Observations show that many banks have reduced net interest income while increasing fee-based revenue, shrinking branch networks, and cutting staff in non-essential areas to minimize operating costs. “Businesses should take advantage of short-term working capital loans now, as capital costs will increase by at least 0.8–1 percentage points from the second quarter of 2026. Rates will rise gradually, but the overall interest rate level is likely to edge up,” predicted Dr. Huỳnh Trung Minh.
Mr. Phạm Chí Quang, Director of the Monetary Policy Department at the State Bank of Vietnam, stated that amid multi-dimensional market pressures, the regulatory authority has synchronously and flexibly managed monetary policy tools to regulate VNĐ liquidity.
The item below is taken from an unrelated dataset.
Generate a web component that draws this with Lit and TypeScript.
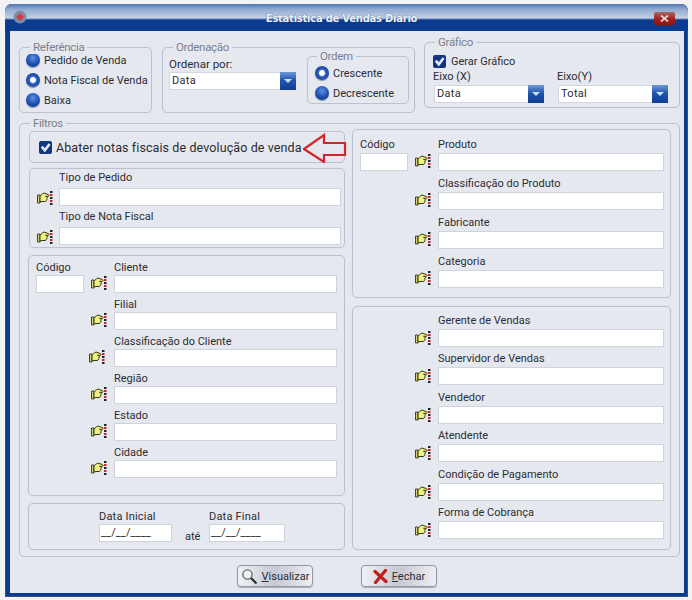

This supports market liquidity, stabilizes the monetary market, and facilitates capital supply to the economy, while also stabilizing the USD/VNĐ exchange rate. “The State Bank has various monetary regulation channels and flexibly uses these tools at different stages to align with market developments. To meet liquidity needs, especially at year-end, alongside supplying money through open market operations, we have implemented foreign exchange swap transactions with credit institutions to stabilize the monetary market. The State Bank will continue to closely monitor developments and proactively regulate using appropriate tools and solutions with suitable timing and dosage to support exchange rate stability and macroeconomic stability,” said Mr. Phạm Chí Quang.
Lending rates remain stable
Deputy Governor of the State Bank of Vietnam, Phạm Thanh Hà, affirmed that lending rates have remained stable to date. Currently, the regulator continues to closely monitor macroeconomic developments and domestic and international financial-monetary market conditions, including the U.S. Federal Reserve’s interest rate decisions and its announced policy direction mid-week. Based on this, proactive and flexible management measures will be implemented to continue supporting credit institution liquidity through various channels, stabilizing the monetary and foreign exchange markets, especially during the year-end peak period.